◆ Written exercise:
Identify the lines that contain the word "index", then copy them.

::: Material provided

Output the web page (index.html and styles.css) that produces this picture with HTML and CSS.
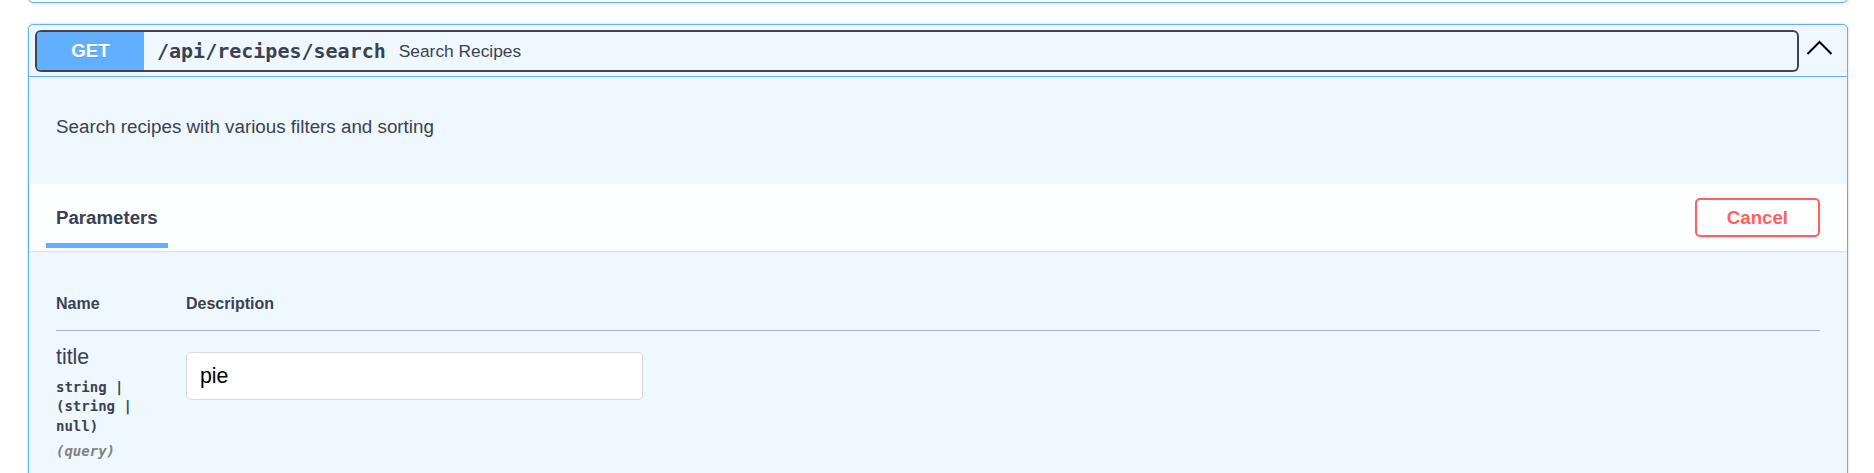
FILE: index.html
```html
<!DOCTYPE html>
<html lang="en">
<head>
<meta charset="utf-8">
<title>Search Recipes</title>
<link rel="stylesheet" href="styles.css">
</head>
<body>
<div class="wrapper">
  <div class="opblock opblock-prev"></div>
  <div class="opblock">
    <div class="summary">
      <div class="summary-control">
        <span class="method">GET</span>
        <span class="path">/api/recipes/search</span>
        <span class="summary-desc">Search Recipes</span>
      </div>
      <svg class="arrow" viewBox="0 0 27 26" width="27" height="26" aria-hidden="true">
        <polyline points="1.5,16 13.5,4 25.5,16" fill="none" stroke="#000" stroke-width="2"/>
      </svg>
    </div>
    <div class="op-body">
      <div class="description">
        <p>Search recipes with various filters and sorting</p>
      </div>
      <div class="section-header">
        <h4 class="tab"><span class="tab-label">Parameters</span></h4>
        <button class="btn-cancel" type="button">Cancel</button>
      </div>
      <div class="table-container">
        <div class="params-head">
          <div class="col-name">Name</div>
          <div class="col-desc">Description</div>
        </div>
        <div class="params-row">
          <div class="col-name">
            <div class="param-name">title</div>
            <div class="param-type">string | (string | null)</div>
            <div class="param-in">(query)</div>
          </div>
          <div class="col-desc">
            <input class="param-input" type="text" value="pie">
          </div>
        </div>
      </div>
    </div>
  </div>
</div>
</body>
</html>
```
FILE: styles.css
```css
* {
  box-sizing: border-box;
}

html,
body {
  margin: 0;
  background: #fff;
}

body {
  font-family: "Liberation Sans", Arial, sans-serif;
  color: #3b4151;
}

.wrapper {
  padding: 0 26px 0 28px;
}

.opblock {
  border: 1px solid #61affe;
  border-radius: 5px;
  background: #eff7ff;
  box-shadow: 0 0 3px rgba(0, 0, 0, 0.19);
  margin-bottom: 20px;
}

.opblock-prev {
  height: 40px;
  margin-top: -37px;
  margin-bottom: 21px;
  background: #fff;
}

/* summary bar */
.summary {
  display: flex;
  align-items: center;
  padding: 7px 14px 6px 8px;
  border-bottom: 1px solid #61affe;
}

.summary-control {
  flex: 1;
  display: flex;
  align-items: center;
  height: 38px;
  border-radius: 4px;
  box-shadow: 0 0 0 2px #41444e;
}

.method {
  flex: none;
  width: 107px;
  height: 38px;
  line-height: 38px;
  background: #61affe;
  color: #fff;
  font-size: 18.67px;
  font-weight: 700;
  text-align: center;
  border-radius: 4px 0 0 4px;
  text-shadow: 0 1px 0 rgba(0, 0, 0, 0.1);
}

.path {
  font-family: "DejaVu Sans Mono", "Liberation Mono", monospace;
  font-weight: 700;
  font-size: 20px;
  padding: 0 13px;
  color: #3b4151;
}

.summary-desc {
  font-size: 17.33px;
  color: #3b4151;
}

.arrow {
  flex: none;
  margin-left: 9px;
}

/* description */
.description {
  padding: 20px 27px;
  margin-bottom: 7px;
}

.description p {
  margin: 19px 0;
  font-size: 18.8px;
  line-height: 22px;
}

/* section header */
.section-header {
  display: flex;
  align-items: center;
  justify-content: space-between;
  min-height: 67px;
  padding: 0 27px;
  background: rgba(255, 255, 255, 0.8);
  box-shadow: 0 1px 2px rgba(0, 0, 0, 0.1);
}

.tab {
  margin: 0;
  font-size: 18.67px;
  line-height: 22px;
  font-weight: 700;
  color: #3b4151;
}

.tab-label {
  position: relative;
}

.tab-label::after {
  content: "";
  position: absolute;
  left: 50%;
  bottom: -20px;
  width: 120%;
  height: 5px;
  transform: translateX(-50%);
  background: #61affe;
}

.btn-cancel {
  font-family: inherit;
  font-size: 18.67px;
  font-weight: 700;
  line-height: 21px;
  padding: 7px 30px;
  border: 2px solid #ff6060;
  border-radius: 5px;
  color: #ff6060;
  background: transparent;
  box-shadow: 0 1px 2px rgba(0, 0, 0, 0.1);
}

/* parameters table */
.table-container {
  padding: 27px;
}

.params-head,
.params-row {
  display: grid;
  grid-template-columns: 130px 1fr;
}

.params-head {
  border-bottom: 1px solid #a9b1bf;
}

.params-head > div {
  padding: 16px 0;
  font-size: 16px;
  line-height: 20px;
  font-weight: 700;
}

.params-row {
  padding-top: 14px;
}

.params-row .col-name {
  padding-right: 20px;
}

.param-name {
  font-size: 21.33px;
  line-height: 24.5px;
  color: #3b4151;
}

.param-type {
  font-family: "DejaVu Sans Mono", "Liberation Mono", monospace;
  font-size: 14px;
  font-weight: 700;
  line-height: 19.5px;
  padding: 8px 0 6px;
  color: #3b4151;
}

.param-in {
  font-family: "DejaVu Sans Mono", "Liberation Mono", monospace;
  font-size: 14px;
  font-weight: 700;
  font-style: italic;
  line-height: 19.5px;
  color: #808080;
}

.param-input {
  display: block;
  width: 457px;
  height: 48px;
  margin-top: 7px;
  padding: 0 13px;
  border: 1px solid #d9d9d9;
  border-radius: 5px;
  background: #fff;
  font-family: "Liberation Sans", Arial, sans-serif;
  font-size: 21.33px;
  color: #000;
}
```
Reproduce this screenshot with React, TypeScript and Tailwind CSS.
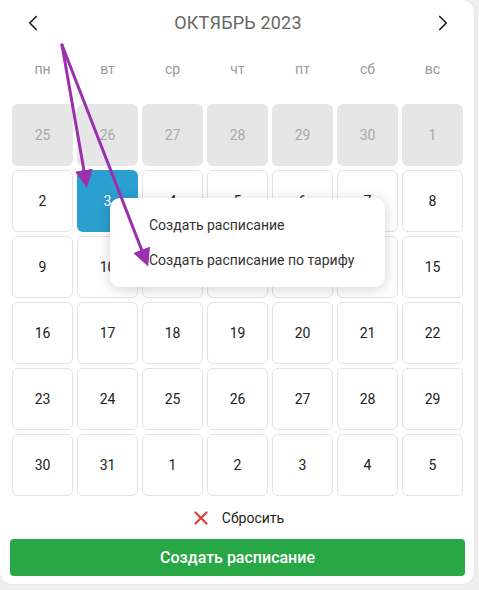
import React from 'react';
import { ChevronLeft, ChevronRight, X } from 'lucide-react';

const weekdays = ['пн', 'вт', 'ср', 'чт', 'пт', 'сб', 'вс'];

// september tail, october, november head
const days: { day: number; kind: 'off' | 'sel' | 'day' }[] = [
  ...[25, 26, 27, 28, 29, 30, 1].map((d) => ({ day: d, kind: 'off' as const })),
  ...Array.from({ length: 30 }, (_, i) => ({ day: i + 2, kind: i + 2 === 3 ? ('sel' as const) : ('day' as const) })),
  ...[1, 2, 3, 4, 5].map((d) => ({ day: d, kind: 'day' as const })),
];

const App = () => {
  return (
    <div className="w-[479px] h-[590px] bg-[#eeeeee] font-['Roboto',sans-serif]">
      <div className="relative w-[474px] h-[584px] bg-white rounded-b-[12px] rounded-tr-[12px] shadow-[0_0_3px_rgba(0,0,0,0.08)] flex flex-col">
        {/* Header */}
        <div className="h-[45px] flex items-center justify-between pl-[20px] pr-[18px]">
          <ChevronLeft className="w-[26px] h-[26px] text-[#222]" strokeWidth={1.6} />
          <div className="text-[18px] text-[#666] tracking-[0.2px]">ОКТЯБРЬ 2023</div>
          <ChevronRight className="w-[26px] h-[26px] text-[#222]" strokeWidth={1.6} />
        </div>

        {/* Weekdays */}
        <div className="grid grid-cols-7 gap-x-[4px] pl-[12px] pr-[11px] h-[48px] items-center">
          {weekdays.map((w) => (
            <div key={w} className="text-center text-[14px] text-[#999]">
              {w}
            </div>
          ))}
        </div>

        {/* Days grid */}
        <div className="grid grid-cols-7 gap-x-[4px] gap-y-[4px] pl-[12px] pr-[11px] mt-[11px]">
          {days.map((c, i) => (
            <div
              key={i}
              className={
                'h-[62px] rounded-[6px] flex items-center justify-center text-[14px] ' +
                (c.kind === 'off'
                  ? 'bg-[#e6e6e6] text-[#a8a8a8]'
                  : c.kind === 'sel'
                  ? 'bg-[#2b9fd0] text-white'
                  : 'bg-white border border-[#e4e4e4] text-[#222]')
              }
            >
              {c.day}
            </div>
          ))}
        </div>

        {/* Reset */}
        <div className="flex items-center justify-center gap-[10px] mt-[12px] h-[20px]">
          <X className="w-[22px] h-[22px] text-[#e0403a]" strokeWidth={2.4} />
          <span className="text-[14px] text-[#222]">Сбросить</span>
        </div>

        {/* Submit */}
        <button className="mt-[11px] ml-[10px] w-[455px] h-[37px] bg-[#28a745] rounded-[4px] text-white text-[16px] font-medium">
          Создать расписание
        </button>

        {/* Context menu */}
        <div className="absolute left-[110px] top-[198px] w-[275px] h-[89px] bg-white rounded-[10px] shadow-[0_2px_14px_rgba(0,0,0,0.18)] flex flex-col justify-center pl-[39px] gap-[14px] text-[14px] text-[#333]">
          <div>Создать расписание</div>
          <div>Создать расписание по тарифу</div>
        </div>

        {/* Annotation arrows */}
        <svg className="absolute left-0 top-0 pointer-events-none" width="474" height="584">
          <defs>
            <marker id="ah" markerWidth="6" markerHeight="6" refX="4" refY="3" orient="auto" markerUnits="strokeWidth">
              <path d="M0,0 L6,3 L0,6 Z" fill="#9b2fae" />
            </marker>
          </defs>
          <line x1="62" y1="45" x2="86" y2="182" stroke="#9b2fae" strokeWidth="3" strokeLinecap="round" markerEnd="url(#ah)" />
          <line x1="62" y1="45" x2="146" y2="261" stroke="#9b2fae" strokeWidth="3" strokeLinecap="round" markerEnd="url(#ah)" />
        </svg>
      </div>
    </div>
  );
};

export default App;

::::::

◆ Correct response:
Output the web page (index.html and styles.css) that produces this picture with HTML and CSS.
FILE: index.html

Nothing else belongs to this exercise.